First Atropos environment to populate distill_token_ids / distill_logprobs
on ScoredDataGroup, enabling on-policy distillation training.
Based on OpenClaw-RL (Princeton, arXiv:2603.10165):
- Extracts hindsight hints from next-state signals (tool results, errors)
- Uses LLM judge with majority voting for hint extraction
- Scores student tokens under hint-enhanced distribution via get_logprobs
- Packages teacher's top-K predictions as distillation targets
Architecture:
- AgenticOPDEnv extends HermesAgentBaseEnv
- Overrides collect_trajectories to add OPD pipeline after standard rollouts
- Uses Atropos's built-in get_logprobs (VLLM prompt_logprobs) for teacher scoring
- No external servers needed — same VLLM backend handles both rollouts and scoring
Task: Coding problems with test verification (8 built-in tasks, HF dataset support)

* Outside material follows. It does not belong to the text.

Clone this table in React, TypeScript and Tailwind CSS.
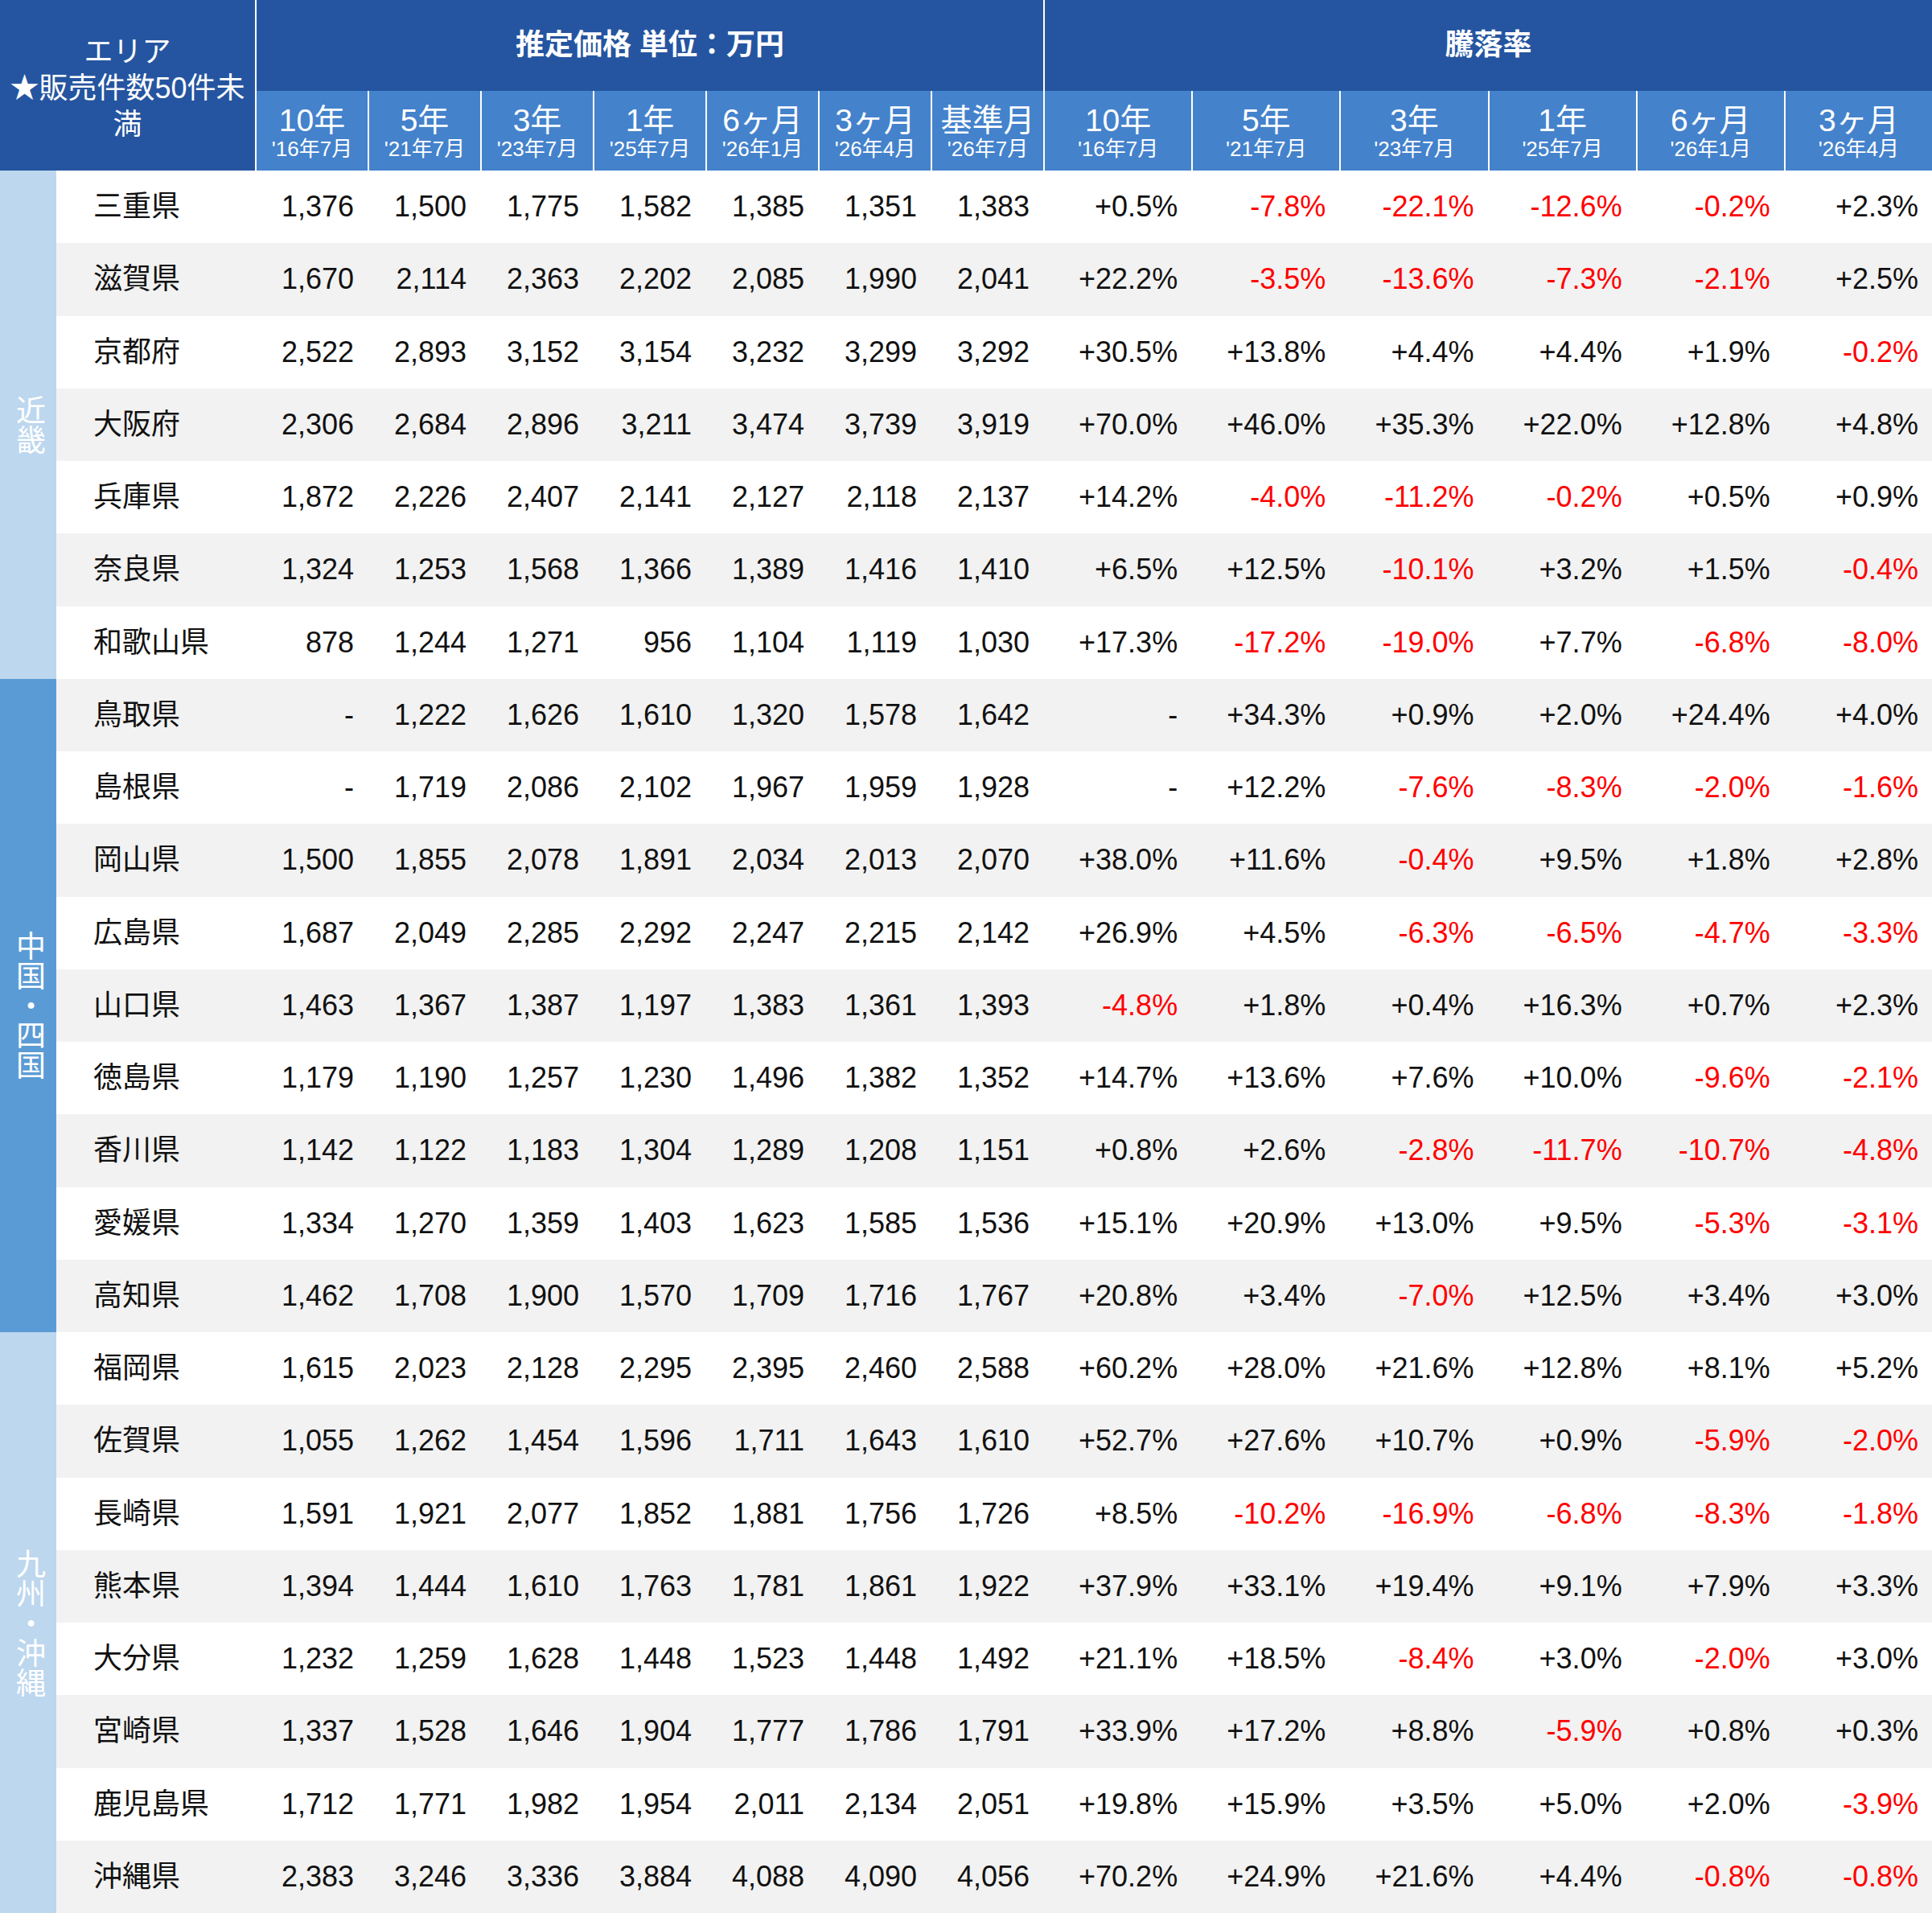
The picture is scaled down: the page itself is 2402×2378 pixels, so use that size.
import React from 'react';

type Row = { name: string; prices: string[]; changes: string[] };

const priceHeads = [
  ['10年', "'16年7月"],
  ['5年', "'21年7月"],
  ['3年', "'23年7月"],
  ['1年', "'25年7月"],
  ['6ヶ月', "'26年1月"],
  ['3ヶ月', "'26年4月"],
  ['基準月', "'26年7月"],
];

const changeHeads = priceHeads.slice(0, 6);

const parse = (line: string): Row => {
  const [name, ...rest] = line.trim().split(/\s+/);
  return { name, prices: rest.slice(0, 7), changes: rest.slice(7) };
};

const groups: { label: string; tone: string; rows: Row[] }[] = [
  {
    label: '近畿',
    tone: 'bg-[#bdd7ee]',
    rows: [
      '三重県 1,376 1,500 1,775 1,582 1,385 1,351 1,383 +0.5% -7.8% -22.1% -12.6% -0.2% +2.3%',
      '滋賀県 1,670 2,114 2,363 2,202 2,085 1,990 2,041 +22.2% -3.5% -13.6% -7.3% -2.1% +2.5%',
      '京都府 2,522 2,893 3,152 3,154 3,232 3,299 3,292 +30.5% +13.8% +4.4% +4.4% +1.9% -0.2%',
      '大阪府 2,306 2,684 2,896 3,211 3,474 3,739 3,919 +70.0% +46.0% +35.3% +22.0% +12.8% +4.8%',
      '兵庫県 1,872 2,226 2,407 2,141 2,127 2,118 2,137 +14.2% -4.0% -11.2% -0.2% +0.5% +0.9%',
      '奈良県 1,324 1,253 1,568 1,366 1,389 1,416 1,410 +6.5% +12.5% -10.1% +3.2% +1.5% -0.4%',
      '和歌山県 878 1,244 1,271 956 1,104 1,119 1,030 +17.3% -17.2% -19.0% +7.7% -6.8% -8.0%',
    ].map(parse),
  },
  {
    label: '中国・四国',
    tone: 'bg-[#5b9bd5]',
    rows: [
      '鳥取県 - 1,222 1,626 1,610 1,320 1,578 1,642 - +34.3% +0.9% +2.0% +24.4% +4.0%',
      '島根県 - 1,719 2,086 2,102 1,967 1,959 1,928 - +12.2% -7.6% -8.3% -2.0% -1.6%',
      '岡山県 1,500 1,855 2,078 1,891 2,034 2,013 2,070 +38.0% +11.6% -0.4% +9.5% +1.8% +2.8%',
      '広島県 1,687 2,049 2,285 2,292 2,247 2,215 2,142 +26.9% +4.5% -6.3% -6.5% -4.7% -3.3%',
      '山口県 1,463 1,367 1,387 1,197 1,383 1,361 1,393 -4.8% +1.8% +0.4% +16.3% +0.7% +2.3%',
      '徳島県 1,179 1,190 1,257 1,230 1,496 1,382 1,352 +14.7% +13.6% +7.6% +10.0% -9.6% -2.1%',
      '香川県 1,142 1,122 1,183 1,304 1,289 1,208 1,151 +0.8% +2.6% -2.8% -11.7% -10.7% -4.8%',
      '愛媛県 1,334 1,270 1,359 1,403 1,623 1,585 1,536 +15.1% +20.9% +13.0% +9.5% -5.3% -3.1%',
      '高知県 1,462 1,708 1,900 1,570 1,709 1,716 1,767 +20.8% +3.4% -7.0% +12.5% +3.4% +3.0%',
    ].map(parse),
  },
  {
    label: '九州・沖縄',
    tone: 'bg-[#bdd7ee]',
    rows: [
      '福岡県 1,615 2,023 2,128 2,295 2,395 2,460 2,588 +60.2% +28.0% +21.6% +12.8% +8.1% +5.2%',
      '佐賀県 1,055 1,262 1,454 1,596 1,711 1,643 1,610 +52.7% +27.6% +10.7% +0.9% -5.9% -2.0%',
      '長崎県 1,591 1,921 2,077 1,852 1,881 1,756 1,726 +8.5% -10.2% -16.9% -6.8% -8.3% -1.8%',
      '熊本県 1,394 1,444 1,610 1,763 1,781 1,861 1,922 +37.9% +33.1% +19.4% +9.1% +7.9% +3.3%',
      '大分県 1,232 1,259 1,628 1,448 1,523 1,448 1,492 +21.1% +18.5% -8.4% +3.0% -2.0% +3.0%',
      '宮崎県 1,337 1,528 1,646 1,904 1,777 1,786 1,791 +33.9% +17.2% +8.8% -5.9% +0.8% +0.3%',
      '鹿児島県 1,712 1,771 1,982 1,954 2,011 2,134 2,051 +19.8% +15.9% +3.5% +5.0% +2.0% -3.9%',
      '沖縄県 2,383 3,246 3,336 3,884 4,088 4,090 4,056 +70.2% +24.9% +21.6% +4.4% -0.8% -0.8%',
    ].map(parse),
  },
];

const spans: Record<number, string> = {
  7: 'row-span-7',
  8: 'row-span-8',
  9: 'row-span-9',
};

const SubHead = ({ top, sub }: { top: string; sub: string }) => (
  <div className="flex flex-col items-center justify-center border-l-2 border-white bg-[#4482cc] pt-[6px] text-white">
    <span className="text-[39px] leading-[40px]">{top}</span>
    <span className="text-[26px] leading-[31px]">{sub}</span>
  </div>
);

export default function App() {
  let idx = 0;
  return (
    <div className="w-[2402px] bg-white font-['Liberation_Sans','Noto_Sans_CJK_JP',sans-serif] text-[#111]">
      <div className="grid grid-cols-[70px_247px_repeat(7,140px)_repeat(6,1fr)] grid-rows-[113px_99px_repeat(24,90.25px)]">
        {/* header */}
        <div className="col-span-2 row-span-2 flex items-center justify-center bg-[#2555a0] pt-[6px] text-center text-[36px] leading-[45px] text-white">
          <div>
            エリア
            <br />
            ★販売件数50件未
            <br />満
          </div>
        </div>
        <div className="col-span-7 flex items-center justify-center border-l-2 border-white bg-[#2555a0] pb-[2px] text-[36px] font-bold text-white">
          推定価格 単位：万円
        </div>
        <div className="col-span-6 flex items-center justify-center border-l-2 border-white bg-[#2555a0] pb-[2px] text-[36px] font-bold text-white">
          騰落率
        </div>
        {priceHeads.map(([t, s]) => (
          <SubHead key={'p' + t} top={t} sub={s} />
        ))}
        {changeHeads.map(([t, s]) => (
          <SubHead key={'c' + t} top={t} sub={s} />
        ))}

        {/* body */}
        {groups.map((g) =>
          g.rows.map((r, ri) => {
            const bg = idx++ % 2 === 0 ? 'bg-white' : 'bg-[#f2f2f2]';
            return (
              <React.Fragment key={r.name}>
                {ri === 0 && (
                  <div className={`${spans[g.rows.length]} ${g.tone} flex items-center justify-center`}>
                    <span className="text-[37px] leading-none text-white [writing-mode:vertical-rl]">{g.label}</span>
                  </div>
                )}
                <div className={`${bg} flex items-center pl-[46px] text-[36px]`}>{r.name}</div>
                {r.prices.map((p, i) => (
                  <div key={'p' + i} className={`${bg} flex items-center justify-end pr-[17px] text-[36px]`}>
                    {p}
                  </div>
                ))}
                {r.changes.map((c, i) => (
                  <div
                    key={'c' + i}
                    className={`${bg} flex items-center justify-end pr-[17px] text-[36px] ${
                      c.startsWith('-') && c !== '-' ? 'text-[#ff0000]' : ''
                    }`}
                  >
                    {c}
                  </div>
                ))}
              </React.Fragment>
            );
          })
        )}
      </div>
    </div>
  );
}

Reward: correctness (0.7) + efficiency (0.15) + tool usage (0.15)
OPD: Per-turn hint extraction → enhanced prompt → teacher top-K logprobs
Configurable: opd_enabled, distill_topk, prm_votes, hint truncation length
Metrics: opd/mean_hints_per_rollout, opd/mean_turns_scored, opd/hint_rate
2026-03-13 02:45:08 -07:00